В хорошем расположении духа любил фантазировать, развивая и дополняя подробностями какие-нибудь дурацкие прожекты; например, как мы устроим православно-патриотический летний лагерь, он отпустит бороду до пят, а мы с Машкой будем щеголять в платочках и брать благословение на каждый чих и петь «Боже царя храни»; или чту он будет говорить, когда его назначат епископом; или как он уйдет отшельником во французский средневековый монастырь.

В беседах и проповедях мог приводить самые неожиданные примеры – цитировать Хайдеггера, Соловьёва, Горация, какую-то несусветную попсу, услышанную в такси, а также Высоцкого, Плеханова и Карлсона, который живет на крыше (последнего он особенно уважал).

Он хорошо умел утешать, иногда серьезно и вдаваясь в мельчайшие подробности, а иногда – смеша. Помню, как во время монтажа выставки ревела из-за какой-то ерунды, а отец Георгий, одетый в просторную черную рясу, отвлекал меня, изображая летучую мышь.

Иногда казалось, что я очень хорошо знаю, чту он скажет в том или ином случае, что даже нет смысла говорить, но он неизменно поражал нестандартным мышлением, новизной ракурса, неожиданными словами. А иногда, напротив, не отвечал ничего вовсе.

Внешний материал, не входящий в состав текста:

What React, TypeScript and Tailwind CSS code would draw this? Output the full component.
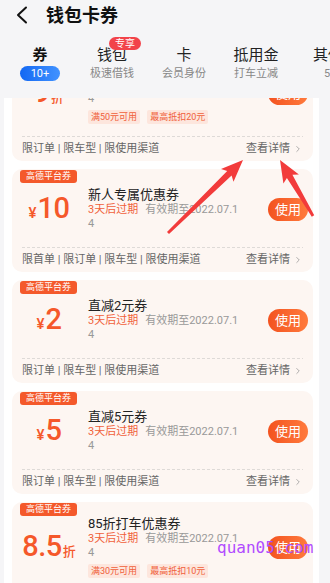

И еще было в нем очень естественное сочетание: благородная старомодность – в оборотах, манерах, вкусах и хорошем русском языке – и острейший интерес к миру, к современности, нелюбовь к табуированности, ханжеству и полное отсутствие страха «запачкать» душу «слишком мирскими» гражданско-политическими проблемами. Он был настоящим русским европейцем, человеком Академии и в то же время – человеком Поэзии. Отец Георгий участвовал во всех мыслимых и немыслимых гуманно-гуманитарных начинаниях – сборниках, журналах, конференциях, митингах и вечерах. Умел быть очень и даже слишком терпеливым, но одновременно глупость, особенно агрессивная или, не дай Бог, с душком ксенофобии, выводила его из себя мгновенно, он вспыхивал и во гневе бывал страшен, особенно с непривычки.

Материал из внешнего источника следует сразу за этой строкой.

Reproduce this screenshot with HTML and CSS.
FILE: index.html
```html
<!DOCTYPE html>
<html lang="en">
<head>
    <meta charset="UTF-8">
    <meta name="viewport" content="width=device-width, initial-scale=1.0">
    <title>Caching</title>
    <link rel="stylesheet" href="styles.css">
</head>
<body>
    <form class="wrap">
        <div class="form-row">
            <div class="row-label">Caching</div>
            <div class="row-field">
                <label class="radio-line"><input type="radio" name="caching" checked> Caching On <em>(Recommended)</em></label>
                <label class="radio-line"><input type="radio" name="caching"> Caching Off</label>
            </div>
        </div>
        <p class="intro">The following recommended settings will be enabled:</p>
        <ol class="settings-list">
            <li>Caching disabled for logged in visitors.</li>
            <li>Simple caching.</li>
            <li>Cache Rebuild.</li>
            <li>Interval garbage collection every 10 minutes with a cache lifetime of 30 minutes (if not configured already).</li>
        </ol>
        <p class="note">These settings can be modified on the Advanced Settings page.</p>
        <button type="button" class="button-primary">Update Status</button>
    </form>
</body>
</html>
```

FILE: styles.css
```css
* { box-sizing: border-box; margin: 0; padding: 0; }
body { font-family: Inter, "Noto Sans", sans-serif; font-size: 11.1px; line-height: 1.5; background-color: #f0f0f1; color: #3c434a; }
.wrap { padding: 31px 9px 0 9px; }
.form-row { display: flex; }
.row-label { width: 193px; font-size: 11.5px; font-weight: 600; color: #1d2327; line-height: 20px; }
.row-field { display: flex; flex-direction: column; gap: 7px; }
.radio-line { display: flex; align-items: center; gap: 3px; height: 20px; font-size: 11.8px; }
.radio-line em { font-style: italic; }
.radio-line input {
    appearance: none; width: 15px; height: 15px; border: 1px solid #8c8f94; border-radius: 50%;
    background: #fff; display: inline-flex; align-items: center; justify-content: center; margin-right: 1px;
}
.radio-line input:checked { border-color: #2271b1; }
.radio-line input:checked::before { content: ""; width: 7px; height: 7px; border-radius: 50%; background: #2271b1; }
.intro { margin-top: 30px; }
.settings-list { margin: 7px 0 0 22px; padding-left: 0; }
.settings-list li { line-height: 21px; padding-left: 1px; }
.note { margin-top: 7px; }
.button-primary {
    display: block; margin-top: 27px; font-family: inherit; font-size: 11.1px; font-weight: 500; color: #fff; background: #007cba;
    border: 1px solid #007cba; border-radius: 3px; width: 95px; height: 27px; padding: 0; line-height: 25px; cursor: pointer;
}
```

Но перед престолом или аналоем не было в нем и тени суеты и шума, перед Словом, перед самым главным он всегда именно предстоял. Когда он молился, смотреть было неловко, настолько сильно было ощущение, что присутствуешь при чем-то совершенно интимном. Помню, как была удивлена, когда он впал в ярость, увидев на дверях нашего храма объявление: «Благословляется выключать мобильные телефоны». Я считала объявление не очень удачной шуткой, другие – просто церковным сленгом, а отец Георгий кричал, заводясь всё больше, что это профанация Божьего благословения.

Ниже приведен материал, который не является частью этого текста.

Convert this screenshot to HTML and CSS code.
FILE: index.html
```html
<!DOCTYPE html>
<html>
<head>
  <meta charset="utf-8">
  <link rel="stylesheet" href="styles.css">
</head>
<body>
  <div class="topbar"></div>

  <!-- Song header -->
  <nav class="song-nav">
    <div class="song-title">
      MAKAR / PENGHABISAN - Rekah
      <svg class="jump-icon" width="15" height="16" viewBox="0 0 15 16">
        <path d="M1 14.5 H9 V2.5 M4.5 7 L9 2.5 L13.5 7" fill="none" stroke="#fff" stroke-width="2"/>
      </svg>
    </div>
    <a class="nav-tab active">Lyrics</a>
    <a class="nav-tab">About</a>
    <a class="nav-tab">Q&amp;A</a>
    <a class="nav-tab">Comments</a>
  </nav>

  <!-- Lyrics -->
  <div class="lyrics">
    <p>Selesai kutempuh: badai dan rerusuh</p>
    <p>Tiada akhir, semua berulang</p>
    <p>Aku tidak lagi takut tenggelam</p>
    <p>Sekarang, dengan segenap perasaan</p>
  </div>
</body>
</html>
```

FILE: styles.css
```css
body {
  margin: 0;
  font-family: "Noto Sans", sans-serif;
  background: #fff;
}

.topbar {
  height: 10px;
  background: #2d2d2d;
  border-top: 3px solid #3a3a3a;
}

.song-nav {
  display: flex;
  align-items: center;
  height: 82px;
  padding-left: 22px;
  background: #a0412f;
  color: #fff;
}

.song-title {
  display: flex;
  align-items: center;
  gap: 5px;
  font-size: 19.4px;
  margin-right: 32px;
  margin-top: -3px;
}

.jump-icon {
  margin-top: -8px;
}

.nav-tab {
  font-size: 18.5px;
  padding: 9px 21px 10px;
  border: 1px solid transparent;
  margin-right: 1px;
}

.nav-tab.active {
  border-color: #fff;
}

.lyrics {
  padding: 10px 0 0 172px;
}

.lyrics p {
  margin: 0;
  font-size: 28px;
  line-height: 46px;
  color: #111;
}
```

Недавно пришедшим прежде всего бросалась в глаза вся эта смешная со стороны, но щедрая по сути жестикуляция: хлопок по плечу, сотрясание кулаком и воздевание рук – всё это было подлинным, его собственным, не театральным (хотя он и был очень артистичен). Многих поражало, как он запоминал людей по именам, даже тех, кого видел давно или бегло – почти обижался, когда ему кого-то повторно представляли: «Я помню!», – восклицал он.

Нас он всегда называл именно так – Машка и Анька, Катька – чуть не сбиваясь на эту форму даже причащая – «раба Божия Машка…» В письмах иногда даже проскальзывало «дочки» – именно так, но ни в коем случае не «духовные чада». Церковная стилистика в ее современных псевдоблагочестивых формах была ему органически чужда.